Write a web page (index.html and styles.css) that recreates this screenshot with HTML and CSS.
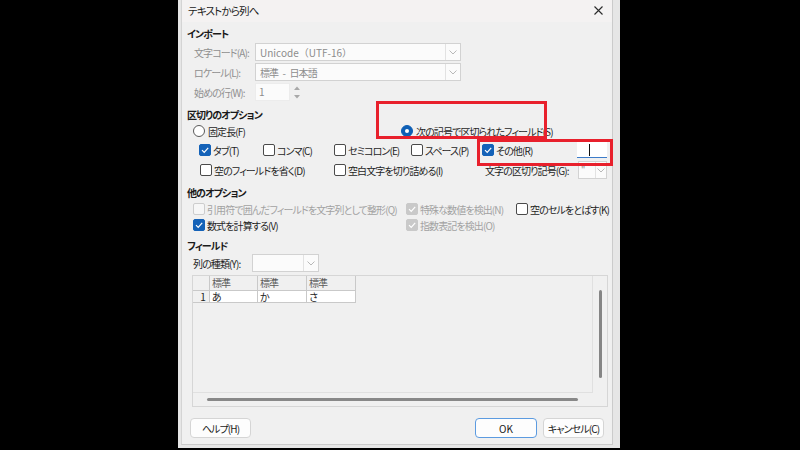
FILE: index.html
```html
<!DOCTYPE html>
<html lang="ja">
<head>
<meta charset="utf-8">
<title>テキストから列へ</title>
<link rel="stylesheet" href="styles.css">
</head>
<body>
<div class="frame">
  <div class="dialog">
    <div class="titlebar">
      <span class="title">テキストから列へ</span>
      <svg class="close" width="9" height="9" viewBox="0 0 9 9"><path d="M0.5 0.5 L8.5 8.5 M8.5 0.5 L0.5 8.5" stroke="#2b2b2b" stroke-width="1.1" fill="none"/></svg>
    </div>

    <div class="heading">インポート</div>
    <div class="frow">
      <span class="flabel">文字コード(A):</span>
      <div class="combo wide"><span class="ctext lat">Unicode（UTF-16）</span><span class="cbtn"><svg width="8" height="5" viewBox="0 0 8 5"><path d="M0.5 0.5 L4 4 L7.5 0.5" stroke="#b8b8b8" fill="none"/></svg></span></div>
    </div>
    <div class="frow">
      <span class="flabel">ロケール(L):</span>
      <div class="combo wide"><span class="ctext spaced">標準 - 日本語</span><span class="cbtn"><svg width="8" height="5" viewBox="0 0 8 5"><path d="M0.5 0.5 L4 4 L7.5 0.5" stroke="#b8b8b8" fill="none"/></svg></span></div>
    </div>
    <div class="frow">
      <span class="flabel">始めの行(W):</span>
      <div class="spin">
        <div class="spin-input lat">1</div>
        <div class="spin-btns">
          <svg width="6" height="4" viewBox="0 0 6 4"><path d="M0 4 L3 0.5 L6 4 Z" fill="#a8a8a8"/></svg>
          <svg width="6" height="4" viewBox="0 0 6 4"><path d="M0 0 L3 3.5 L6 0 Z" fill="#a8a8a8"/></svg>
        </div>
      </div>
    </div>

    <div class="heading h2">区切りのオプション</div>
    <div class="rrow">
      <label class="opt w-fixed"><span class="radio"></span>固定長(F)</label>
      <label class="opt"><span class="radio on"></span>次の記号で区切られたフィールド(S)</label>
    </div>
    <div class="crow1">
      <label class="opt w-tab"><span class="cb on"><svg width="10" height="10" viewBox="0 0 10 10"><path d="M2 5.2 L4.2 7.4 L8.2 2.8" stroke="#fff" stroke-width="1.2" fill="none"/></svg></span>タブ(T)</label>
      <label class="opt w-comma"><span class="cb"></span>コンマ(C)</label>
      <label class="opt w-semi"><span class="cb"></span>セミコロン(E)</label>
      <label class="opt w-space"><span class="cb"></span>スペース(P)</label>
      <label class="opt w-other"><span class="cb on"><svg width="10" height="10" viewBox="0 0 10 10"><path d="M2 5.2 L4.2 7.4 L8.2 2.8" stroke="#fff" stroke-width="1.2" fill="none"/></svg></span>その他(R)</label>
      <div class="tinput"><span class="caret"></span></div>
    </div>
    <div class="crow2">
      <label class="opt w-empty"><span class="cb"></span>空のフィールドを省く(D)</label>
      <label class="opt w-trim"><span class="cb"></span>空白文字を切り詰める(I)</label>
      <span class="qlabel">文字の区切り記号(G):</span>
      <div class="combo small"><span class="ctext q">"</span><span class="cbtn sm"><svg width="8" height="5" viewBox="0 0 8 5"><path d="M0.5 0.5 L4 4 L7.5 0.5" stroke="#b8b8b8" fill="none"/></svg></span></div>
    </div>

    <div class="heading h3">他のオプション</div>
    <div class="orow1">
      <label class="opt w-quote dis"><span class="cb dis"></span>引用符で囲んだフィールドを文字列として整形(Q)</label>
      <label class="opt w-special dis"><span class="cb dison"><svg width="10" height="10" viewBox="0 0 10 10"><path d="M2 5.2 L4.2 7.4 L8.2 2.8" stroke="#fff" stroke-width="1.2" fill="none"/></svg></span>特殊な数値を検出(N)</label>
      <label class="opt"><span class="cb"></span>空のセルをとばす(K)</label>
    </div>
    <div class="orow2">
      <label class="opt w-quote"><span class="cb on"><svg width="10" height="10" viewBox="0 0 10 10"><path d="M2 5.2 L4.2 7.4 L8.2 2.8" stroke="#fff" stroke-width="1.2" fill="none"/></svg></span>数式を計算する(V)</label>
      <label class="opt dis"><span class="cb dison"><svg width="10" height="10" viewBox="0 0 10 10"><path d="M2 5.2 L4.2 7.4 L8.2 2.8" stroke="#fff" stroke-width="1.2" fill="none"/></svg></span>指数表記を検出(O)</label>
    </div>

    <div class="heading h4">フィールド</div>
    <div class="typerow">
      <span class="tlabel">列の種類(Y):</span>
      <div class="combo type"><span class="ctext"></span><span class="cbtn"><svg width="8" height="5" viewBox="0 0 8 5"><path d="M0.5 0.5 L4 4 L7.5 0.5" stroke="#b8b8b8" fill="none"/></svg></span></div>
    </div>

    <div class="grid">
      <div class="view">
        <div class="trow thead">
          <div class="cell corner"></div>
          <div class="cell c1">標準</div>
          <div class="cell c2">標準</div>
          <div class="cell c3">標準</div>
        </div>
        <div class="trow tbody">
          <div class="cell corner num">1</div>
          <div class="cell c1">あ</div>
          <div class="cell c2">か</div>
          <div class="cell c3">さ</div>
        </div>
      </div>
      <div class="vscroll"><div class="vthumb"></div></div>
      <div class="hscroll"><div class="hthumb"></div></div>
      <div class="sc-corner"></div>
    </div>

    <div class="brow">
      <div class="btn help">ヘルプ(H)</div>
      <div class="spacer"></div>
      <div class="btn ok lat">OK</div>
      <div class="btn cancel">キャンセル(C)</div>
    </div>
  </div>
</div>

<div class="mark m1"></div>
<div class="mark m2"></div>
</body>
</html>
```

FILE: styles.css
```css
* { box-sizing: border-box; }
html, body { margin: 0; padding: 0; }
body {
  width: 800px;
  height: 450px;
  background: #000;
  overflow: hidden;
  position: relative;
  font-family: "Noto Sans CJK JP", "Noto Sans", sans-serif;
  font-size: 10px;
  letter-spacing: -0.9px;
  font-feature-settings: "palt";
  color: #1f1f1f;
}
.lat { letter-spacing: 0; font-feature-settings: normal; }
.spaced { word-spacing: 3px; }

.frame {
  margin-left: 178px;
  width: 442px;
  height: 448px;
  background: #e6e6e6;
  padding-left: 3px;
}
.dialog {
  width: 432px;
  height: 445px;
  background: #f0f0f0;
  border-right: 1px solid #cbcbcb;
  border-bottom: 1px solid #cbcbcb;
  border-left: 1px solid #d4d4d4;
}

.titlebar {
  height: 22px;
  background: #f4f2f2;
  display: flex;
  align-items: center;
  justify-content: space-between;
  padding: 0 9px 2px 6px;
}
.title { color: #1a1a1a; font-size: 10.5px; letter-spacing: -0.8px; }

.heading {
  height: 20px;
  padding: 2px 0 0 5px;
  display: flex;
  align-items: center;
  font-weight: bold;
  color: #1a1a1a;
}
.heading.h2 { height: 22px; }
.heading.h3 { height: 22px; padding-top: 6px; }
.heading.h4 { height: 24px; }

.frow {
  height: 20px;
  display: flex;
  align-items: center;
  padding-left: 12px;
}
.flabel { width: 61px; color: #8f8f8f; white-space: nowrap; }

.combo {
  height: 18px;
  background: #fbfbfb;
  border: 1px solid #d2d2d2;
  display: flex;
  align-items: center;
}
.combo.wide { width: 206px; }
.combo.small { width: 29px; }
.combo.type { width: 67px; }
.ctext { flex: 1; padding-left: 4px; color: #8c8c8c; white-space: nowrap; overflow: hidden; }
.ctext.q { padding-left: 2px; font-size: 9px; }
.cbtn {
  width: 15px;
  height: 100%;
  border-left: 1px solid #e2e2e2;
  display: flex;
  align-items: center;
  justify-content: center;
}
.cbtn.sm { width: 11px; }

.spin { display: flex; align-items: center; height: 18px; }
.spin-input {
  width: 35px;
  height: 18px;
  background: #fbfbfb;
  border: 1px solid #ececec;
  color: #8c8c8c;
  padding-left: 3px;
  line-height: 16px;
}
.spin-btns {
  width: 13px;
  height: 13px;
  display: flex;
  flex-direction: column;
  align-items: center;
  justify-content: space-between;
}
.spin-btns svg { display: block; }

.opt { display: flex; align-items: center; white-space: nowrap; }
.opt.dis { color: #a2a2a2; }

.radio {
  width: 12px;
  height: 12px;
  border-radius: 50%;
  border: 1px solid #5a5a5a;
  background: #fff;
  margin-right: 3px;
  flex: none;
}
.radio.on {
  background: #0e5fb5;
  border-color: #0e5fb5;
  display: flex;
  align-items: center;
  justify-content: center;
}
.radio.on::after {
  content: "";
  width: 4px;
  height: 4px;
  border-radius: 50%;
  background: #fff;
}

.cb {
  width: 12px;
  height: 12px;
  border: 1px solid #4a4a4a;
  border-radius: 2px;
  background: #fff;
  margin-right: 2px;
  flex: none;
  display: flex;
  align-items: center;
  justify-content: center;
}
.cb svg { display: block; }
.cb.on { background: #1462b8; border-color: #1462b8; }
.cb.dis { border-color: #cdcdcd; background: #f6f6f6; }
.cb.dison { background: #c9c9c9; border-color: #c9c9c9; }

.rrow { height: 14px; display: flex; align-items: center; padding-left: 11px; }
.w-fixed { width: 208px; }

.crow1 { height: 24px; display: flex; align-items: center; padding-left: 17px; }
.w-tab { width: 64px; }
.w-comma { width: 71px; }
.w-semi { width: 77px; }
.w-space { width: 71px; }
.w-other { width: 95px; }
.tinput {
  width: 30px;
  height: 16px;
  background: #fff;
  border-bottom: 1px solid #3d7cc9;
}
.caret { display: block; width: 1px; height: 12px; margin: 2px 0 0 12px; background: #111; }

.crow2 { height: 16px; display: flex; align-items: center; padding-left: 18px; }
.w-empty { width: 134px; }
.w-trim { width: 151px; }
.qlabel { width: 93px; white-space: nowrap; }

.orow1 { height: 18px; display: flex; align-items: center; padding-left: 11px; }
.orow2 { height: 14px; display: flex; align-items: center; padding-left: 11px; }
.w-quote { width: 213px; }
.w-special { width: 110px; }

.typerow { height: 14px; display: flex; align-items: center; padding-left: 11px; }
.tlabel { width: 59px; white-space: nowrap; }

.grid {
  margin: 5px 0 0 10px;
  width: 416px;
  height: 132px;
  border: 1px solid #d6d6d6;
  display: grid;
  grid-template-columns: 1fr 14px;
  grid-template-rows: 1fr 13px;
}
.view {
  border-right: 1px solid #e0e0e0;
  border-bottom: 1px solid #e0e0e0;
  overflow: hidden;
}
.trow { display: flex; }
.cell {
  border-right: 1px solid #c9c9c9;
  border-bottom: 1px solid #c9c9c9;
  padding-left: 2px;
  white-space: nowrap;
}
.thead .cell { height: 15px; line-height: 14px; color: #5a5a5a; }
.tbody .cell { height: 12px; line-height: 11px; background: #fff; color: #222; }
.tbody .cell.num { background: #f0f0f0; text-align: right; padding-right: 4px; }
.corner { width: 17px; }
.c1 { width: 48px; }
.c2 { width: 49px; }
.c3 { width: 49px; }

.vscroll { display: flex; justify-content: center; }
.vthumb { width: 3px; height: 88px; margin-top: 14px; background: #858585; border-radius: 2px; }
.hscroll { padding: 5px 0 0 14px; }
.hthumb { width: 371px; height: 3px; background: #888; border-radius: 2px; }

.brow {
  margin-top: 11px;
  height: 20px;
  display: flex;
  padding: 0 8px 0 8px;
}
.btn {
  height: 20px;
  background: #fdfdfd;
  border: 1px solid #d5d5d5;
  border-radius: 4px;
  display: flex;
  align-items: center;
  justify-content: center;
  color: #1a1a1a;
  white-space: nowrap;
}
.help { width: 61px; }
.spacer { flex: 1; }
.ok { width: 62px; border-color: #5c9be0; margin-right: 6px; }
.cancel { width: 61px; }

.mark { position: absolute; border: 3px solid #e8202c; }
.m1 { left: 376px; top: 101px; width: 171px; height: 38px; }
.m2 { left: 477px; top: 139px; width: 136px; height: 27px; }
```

- - - - - - -

(Brief): State only how many lines in the material include "index".

(Full solution): 2